14 Major changes between version 04 and 05

   After considerable discussion (little of it, unfortunately, involving
   the IRNSS list) about return values and "layering", this version
   considerably restructures the model of both.   In the return value
   case, the output of faceted search is now specified as containing one
   or more URIs, not just DNS name(s).  There is some discussion of the
   motivation for this in the text, but the key issue is that users are
   almost certain to search for resources that make sense to them: the
   distinction between a DNS name and a URI is too subtle and the latter
   does not adequately locate user-visible resources.

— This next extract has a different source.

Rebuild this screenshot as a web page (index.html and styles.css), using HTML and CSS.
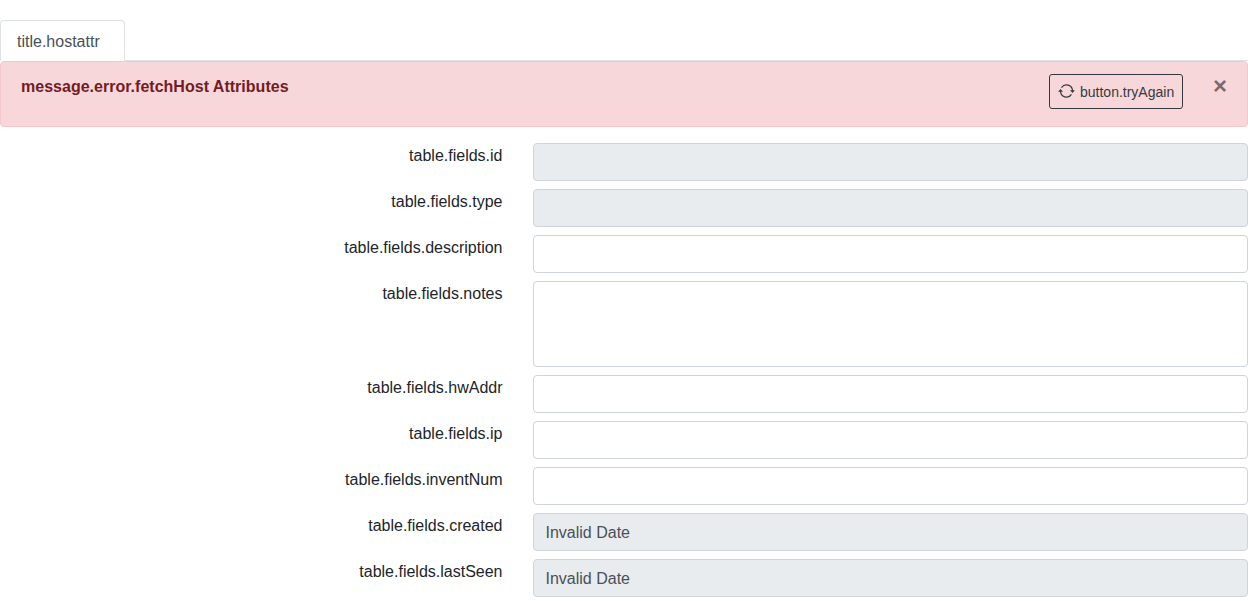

   The layering issue is more significant, at least in terms of this
   work and how it has been presented.  Our original assumption was that
   the localized and topical searches would rest on top of the faceted
   ones, producing faceted values as outputs.  After more discussion and
   examination of likely cases, it has become clear that the two are
   better thought of as independent and complementary models, with each
   other and with web searches -- all still layered on top of the DNS.
   The text has been changed to reflect this, but might not yet be
   completely consistent with it.  Pointers to omissions would be
   appreciated.


15 Placeholders

   For some reason, new ideas or approaches, or ways of presenting or
   clarifying existing ones, seem to arise immediately before a version
   of this document is submitted for posting.  It has often been
   impossible to properly incorporate these.  The following are pending,
   and will be picked up in the next revision:

   (i) A new section (3.3.3) on "Discussion of Industry Types" that will
   introduce a better model (and less handwaving) for handing industry
   type codes where they are appropriate and structuring data for that
   facet for other types of names.  Version 05 contains the beginnings
   of that discussion.

   (ii) Section 3.6.3 should be reviewed with people who actually
   understand the language and issues and then rewritten (this task may
   have been superceded by the ongoing work with [JET-Guideline]).

   (iii) Section 3.6.4, which is now just an outline, needs to be filled
   in.

   (iv) Completion of the glossary, which seems to be necessary for
   readers who have not been immersed in, e.g., the discussions of the
   IDN WG.  This work is being held pending the outcome of discussions
   about draft-hoffman-i18n-terminology.

   (v) Section 3.6.1, as originally prepared for draft version 02, was
   not coherent and has been replaced.  The material there on the
   textual ("comment") field should be carefully reviewed -- it may not
   be right.    (From 04 -- no comments yet received.)

   (vi) The new section 2.2.6 still needs to be written and inserted.


   (vii) In versions prior to -04, section 3 was largely a discussion of
   search layer two (i.e., global faceted search) issues, with a few
   asides about search layer three (i.e., localized search).  With
   version 04, that distinction has been made explicit and a new section
   four inserted as a placeholder for a similar discussion about search
   layer three.  That section should be supplied for version 05.